I am watching a documentary on the life of Amy
Winehouse and she is speaking about writing “Back to Black” – which is a
crushing song really - and she talks about writing the song, saying, "You
have to remember how you felt, you have to remember what the weather was like,
you have to remember what his neck smelled like.” I freeze. My stomach
clinches. My eyebrows gather and my throat constricts. An actual pain radiates
through my chest and I spend the next five minutes mourning the loss of some
unidentifiable part of me. It’s like a limb is missing or an organ that I took
for granted while it did its job, and now there is space left by its absence
and though I don’t miss the function it provided as much because I can
compensate in some way…the space it left turns dark and fills with smoke
and every now and then that smoke floats through my body, washing over me and
making every inch of me ache…and then it retreats to the confines of it’s
original form…and it waits.
My life lately has been a collection of moments rather
than an actual story. Each moment seems completely it’s own. I seem to be a
different person in each and I can’t find the consistent “me.” I can’t weave my
way through the moments untouched and unaffected. One minute I am my silly
self, laughing at work with a colleague; the next I am staring at myself in the
bathroom mirror, not seeing anything at all, replaying a moment that some word
or smell or noise brought back to me. I am not fully Me in either moment. I am
not fully Me in any moment, but I am closer…I get closer to Me with each passing
hour. Right now I am only Me in the quiet moments between breaths. I watch the
other moments and all the people who I know are my friends and loved ones as
though they are in a movie. I might reach out and touch them, I might smile
with them or laugh with them…but Me is deep inside sitting on the sideline
watching it all and trying to step in but not yet able to really be there.

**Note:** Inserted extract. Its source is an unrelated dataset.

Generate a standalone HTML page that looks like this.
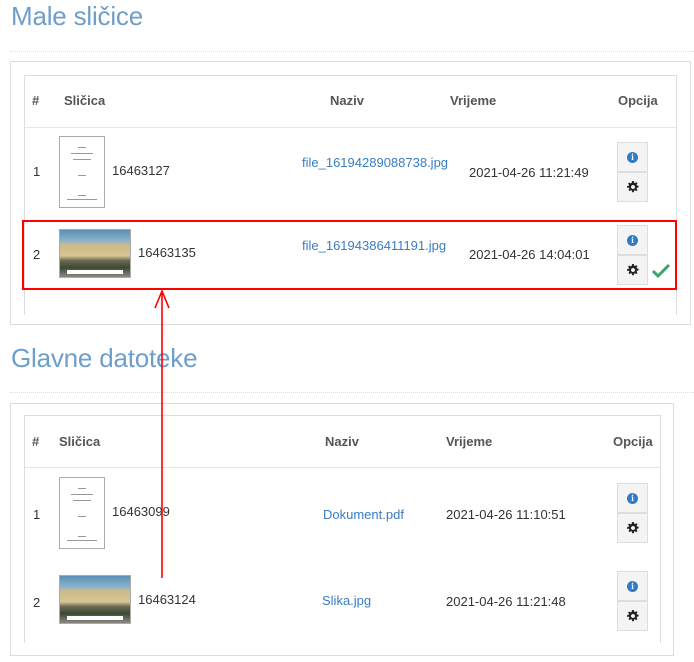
<!DOCTYPE html>
<html><head><meta charset="utf-8"><style>
*{margin:0;padding:0;box-sizing:border-box}
body{width:694px;height:662px;background:#fff;position:relative;overflow:hidden;font-family:"Liberation Sans","DejaVu Sans",sans-serif;font-size:13px;color:#333}
.a{position:absolute;white-space:nowrap}
h1{position:absolute;font-weight:normal;font-size:26px;color:#6e9fcb;left:11px;letter-spacing:-0.2px}
.hr{position:absolute;left:10px;width:684px;border-top:1px dotted #ddd;height:0}
.box{position:absolute;border:1px solid #ddd}
.line{position:absolute;height:1px;background:#e8e8e8}
.th{font-weight:bold;color:#555}
.lnk{color:#3a7cc3}
.btn{position:absolute;width:31px;height:30px;background:#f4f4f4;border:1px solid #ddd;display:flex;align-items:center;justify-content:center}
.ic{width:11px;height:11px;border-radius:50%;background:#2f7bc4;color:#fff;font:bold 9px/11px "Liberation Serif",serif;text-align:center}
.doc{position:absolute;border:1px solid #aaa;background:#fff}
.doc i{position:absolute;left:25%;width:50%;height:1px;background:#999}
.img{position:absolute;border:1px solid #aaa;background:linear-gradient(#5a8fb5 0,#8fb6cf 25%,#c9b98a 30%,#d8c591 55%,#6a6a55 65%,#3b4a32 80%,#8a8a80 100%)}
.img b{position:absolute;left:10%;right:10%;bottom:3px;height:4px;background:#fff}
</style></head><body>
<svg width="0" height="0" style="position:absolute"><defs><g id="g"><path d="M5.2 0h1.6l.3 1.6 1 .4 1.3-.9 1.1 1.1-.9 1.3.4 1 1.6.3v1.6l-1.6.3-.4 1 .9 1.3-1.1 1.1-1.3-.9-1 .4-.3 1.6H5.2l-.3-1.6-1-.4-1.3.9-1.1-1.1.9-1.3-.4-1L0 6.8V5.2l1.6-.3.4-1-.9-1.3 1.1-1.1 1.3.9 1-.4z M6 4a2 2 0 1 0 .01 0z" fill="#222" fill-rule="evenodd"/></g></defs></svg>

<h1 style="top:1px">Male sličice</h1>
<div class="hr" style="top:51px"></div>
<div class="box" style="left:10px;top:61px;width:681px;height:264px"></div>
<div class="box" style="left:24px;top:75px;width:653px;height:240px;border-bottom:none"></div>
<div class="line" style="left:25px;top:127px;width:651px"></div>

<div class="a th" style="left:32px;top:93px">#</div>
<div class="a th" style="left:64px;top:93px">Sličica</div>
<div class="a th" style="left:330px;top:93px">Naziv</div>
<div class="a th" style="left:450px;top:93px">Vrijeme</div>
<div class="a th" style="left:618px;top:93px">Opcija</div>

<div class="a" style="left:33px;top:164px">1</div>
<div class="doc" style="left:59px;top:136px;width:46px;height:72px"><i style="top:10px;left:40%;width:20%"></i><i style="top:16px"></i><i style="top:22px;left:30%;width:40%"></i><i style="top:38px;left:40%;width:20%"></i><i style="top:58px;left:40%;width:20%"></i><i style="top:62px;left:15%;width:70%"></i></div>
<div class="a" style="left:112px;top:163px">16463127</div>
<div class="a lnk" style="left:302px;top:155px">file_16194289088738.jpg</div>
<div class="a" style="left:469px;top:165px">2021-04-26 11:21:49</div>
<div class="btn" style="left:617px;top:142px"><div class="ic">i</div></div>
<div class="btn" style="left:617px;top:172px"><svg width="12" height="12"><use href="#g"/></svg></div>

<div class="a" style="left:33px;top:247px">2</div>
<div class="img" style="left:59px;top:229px;width:72px;height:49px"><b></b></div>
<div class="a" style="left:138px;top:245px">16463135</div>
<div class="a lnk" style="left:302px;top:238px">file_16194386411191.jpg</div>
<div class="a" style="left:469px;top:247px">2021-04-26 14:04:01</div>
<div class="btn" style="left:617px;top:225px"><div class="ic">i</div></div>
<div class="btn" style="left:617px;top:255px"><svg width="12" height="12"><use href="#g"/></svg></div>
<svg class="a" style="left:651px;top:263px" width="20" height="16" viewBox="0 0 20 16"><path d="M2 8 L7 13 L18 2" fill="none" stroke="#3aa66a" stroke-width="3"/></svg>

<div class="a" style="left:22px;top:220px;width:655px;height:70px;border:2px solid #f00"></div>

<h1 style="top:343px">Glavne datoteke</h1>
<div class="hr" style="top:392px"></div>
<div class="box" style="left:10px;top:403px;width:664px;height:253px"></div>
<div class="box" style="left:24px;top:415px;width:637px;height:228px;border-bottom:none"></div>
<div class="line" style="left:25px;top:467px;width:635px"></div>

<div class="a th" style="left:32px;top:434px">#</div>
<div class="a th" style="left:59px;top:434px">Sličica</div>
<div class="a th" style="left:325px;top:434px">Naziv</div>
<div class="a th" style="left:446px;top:434px">Vrijeme</div>
<div class="a th" style="left:613px;top:434px">Opcija</div>

<div class="a" style="left:33px;top:507px">1</div>
<div class="doc" style="left:59px;top:477px;width:46px;height:72px"><i style="top:10px;left:40%;width:20%"></i><i style="top:16px"></i><i style="top:22px;left:30%;width:40%"></i><i style="top:38px;left:40%;width:20%"></i><i style="top:58px;left:40%;width:20%"></i><i style="top:62px;left:15%;width:70%"></i></div>
<div class="a" style="left:112px;top:504px">16463099</div>
<div class="a lnk" style="left:323px;top:507px">Dokument.pdf</div>
<div class="a" style="left:446px;top:507px">2021-04-26 11:10:51</div>
<div class="btn" style="left:617px;top:483px"><div class="ic">i</div></div>
<div class="btn" style="left:617px;top:513px"><svg width="12" height="12"><use href="#g"/></svg></div>

<div class="a" style="left:33px;top:595px">2</div>
<div class="img" style="left:59px;top:575px;width:72px;height:49px"><b></b></div>
<div class="a" style="left:138px;top:592px">16463124</div>
<div class="a lnk" style="left:322px;top:593px">Slika.jpg</div>
<div class="a" style="left:446px;top:594px">2021-04-26 11:21:48</div>
<div class="btn" style="left:617px;top:571px"><div class="ic">i</div></div>
<div class="btn" style="left:617px;top:601px"><svg width="12" height="12"><use href="#g"/></svg></div>

<svg class="a" style="left:150px;top:288px" width="24" height="292" viewBox="0 0 24 292"><path d="M12 3 L12 290 M5 20 L12 3 L19 20" fill="none" stroke="#f00" stroke-width="1.6"/></svg>
</body></html>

Drama, right? It’s a little too heavy when I
write this way. It’s all completely real – but my suffering is so small in this
world. I am a girl, a woman I guess though I have never really seen it that
way, who broke her heart. Nothing more and it’s a pretty common ailment. I
didn’t have my heart broken…I broke it myself the way you break an arm or leg.

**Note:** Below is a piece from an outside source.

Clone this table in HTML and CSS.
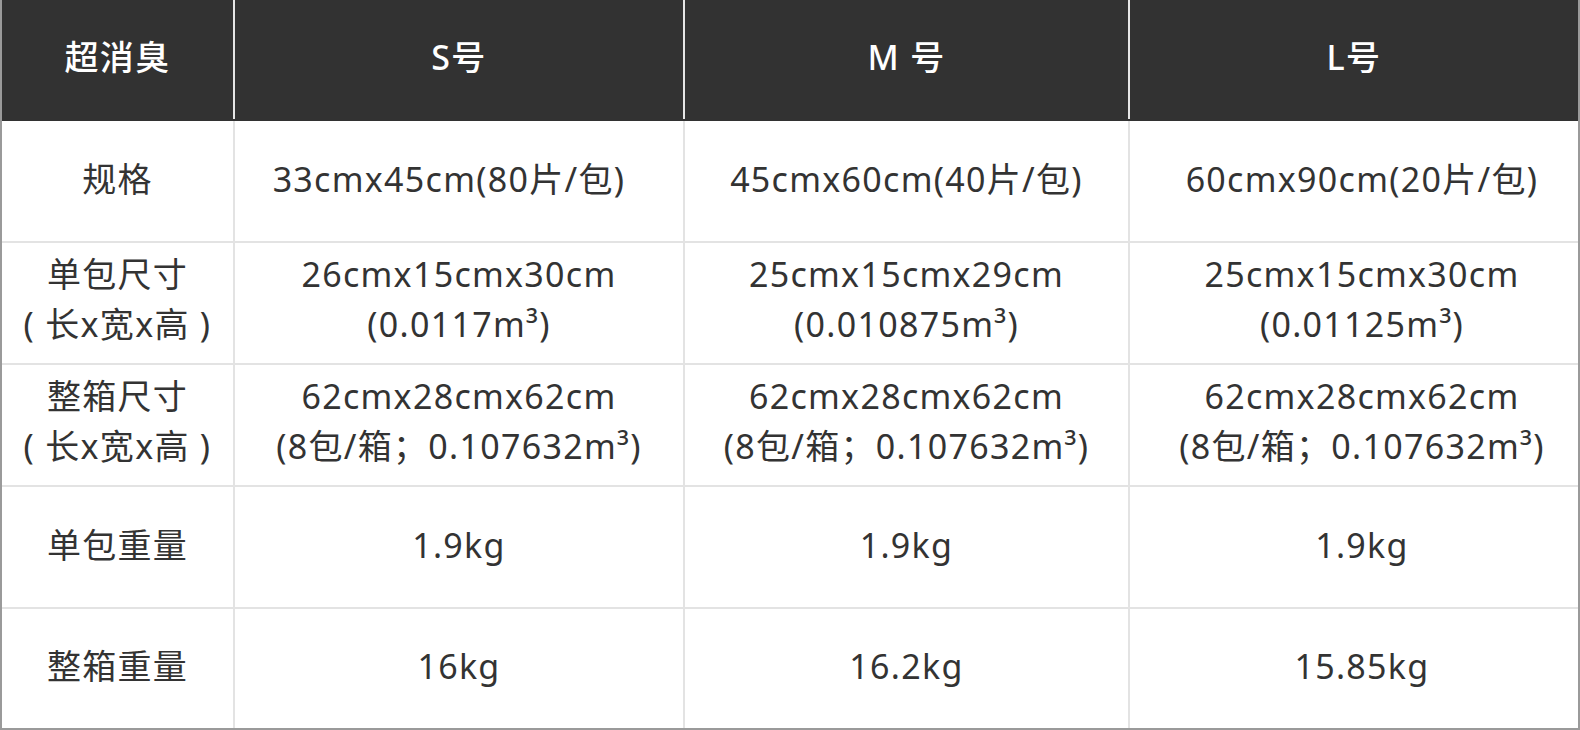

No one walked up and broke your leg, a careless moment, an unexpected twist…you
weren’t guarded and you were vulnerable and the bone couldn’t take the pressure
all on it’s own. No one broke my heart. I broke it myself.

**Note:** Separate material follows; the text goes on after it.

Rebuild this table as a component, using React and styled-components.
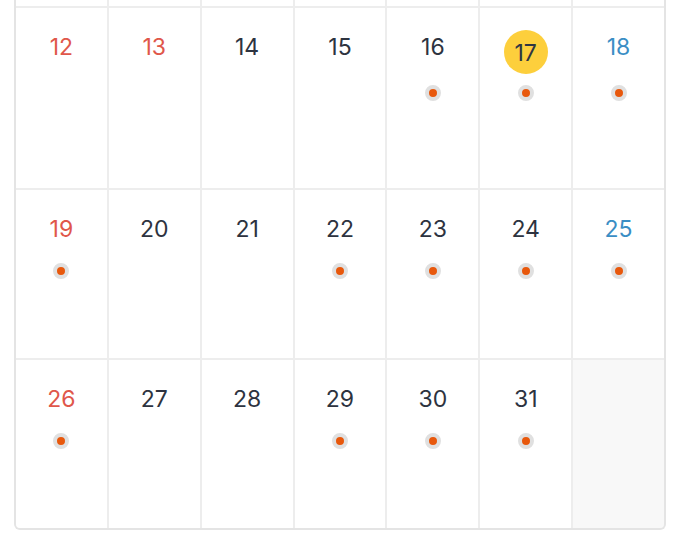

But I keep breathing and that simple little act
is brave in some small way. First I was just exhaling and allowing my inhales
to come out of some involuntary muscle contraction occurring somewhere inside
my body. Over time, I have taken back the inhale too. The tiny muscles in my
eyelids joined in and took control over the opening and closing and reopening
of my eyes and my brain started to note inputs again, replacing the passive
glaze that had effectively deceived the people around me into thinking I was
there while I wasn’t. I have been taking back the responsibility to live, bit
by bit.
So, this moment is not about the person I should
have been or the person I will be – it’s about where I am today. It’s about the
wild swing of each moment and the strength of the emotions behind each. We are
all so lucky to be given the chance to feel so strongly. We each get to laugh
one moment, cry the next and feel both of those so fully. Who we are comes from
finding our way between moments and knowing that we can always, at our most
challenging moment, rely on our bodies to just take over – making the inhale
and exhale happen, opening and closing the eyes while we take a mini-vacation
and feel nothing.
I think a lot about peace. Peace does not mean
you feel you have always been your best self or have always done the right
thing. Peace is accepting that those things are in the past and all you can
really do is be IN THIS VERY MOMENT. It’s not contentment…because contentment
implies you are happy with where you are. Peace simply means you accept the
temperature of the room, the posture you are sitting in, the amount of light
hitting your eyes, the sounds your ears are registering, the weight of gravity
pulling the atmosphere into your every inch…you aren’t happy about it all, you
aren’t bothered by any of it, you just ARE. I practice tiny moments of
peacefulness and am grateful to feel nothing at all.